自然は基本的に受け入れるしかないものだ。雨が降ってきても、寒くても、受け入れるしかない。傘をさしたり、服で調整することはできても、雨を止めたり、気温を上げたりはできない。そして今日の天気に理屈を問うても仕方がない。

それは自然人の自分に対しても同じで、好きなことも、嫌いなことも、ただ受け入れるしかない。社会人の自分ができることは、そんな自然人が事故に合わないように手綱を取り、社会の中でうまく彼らを生かすことだろう。

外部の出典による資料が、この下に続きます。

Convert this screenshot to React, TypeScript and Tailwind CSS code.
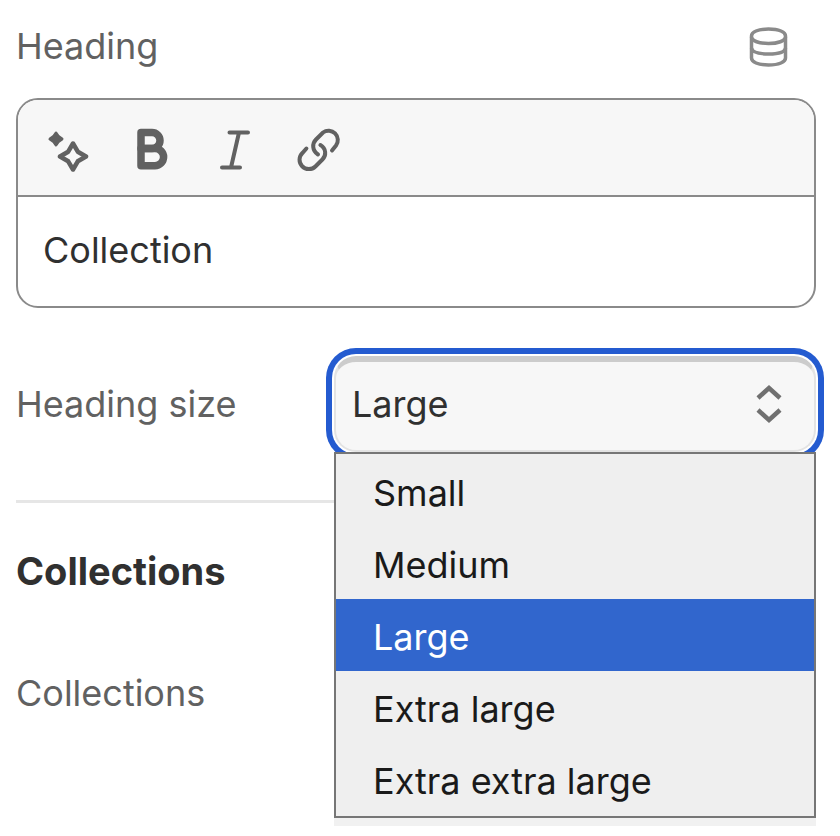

現代人が迷い多いのは、社会人と自然人が二項対立のように考えられているからではないかと思う。先ほども触れたように、好きなことを仕事にすると、「好きなこと」と「金儲け」の間で葛藤することになる。

同じように、「自由に生きるべき」というイデオロギーと、「それでも生活のために真面目に生きないといけない」という現実が対立し、頭の中で整理ができていない人が多いように思う。世の中に数多ある生き方や幸福に関する記事を見ても、社会人と自然人の価値がごちゃ混ぜになっていたり、極端に偏っていたりするものが多い。

僕らは好きなことだけで自由に生きていくことなどできないし、だからといって合理性やコスパだけを追求すれば、焦燥感や不安に駆られ続ける人生になるだろう。

自然人と社会人は車の両輪であり、どちらが抜けても真っ直ぐに進めない。僕らに必要なのは、双方の役割を理解し、うまく使い分けることだろう。

自分の中に二人の自分が存在するという論は、いささか乱暴であるとは思うが、社会人という意識の世界に生きている僕らは、そのくらい考えないと、無意識の自然人の存在に気付けない。

僕らの中の社会人と自然人は、表裏一体の存在なのだ。二人で役割を果たさなければならない。おそらく幸福は、その共同作業の過程に感じられる、静かな満足感や心地よさのようなものなのではないだろうか。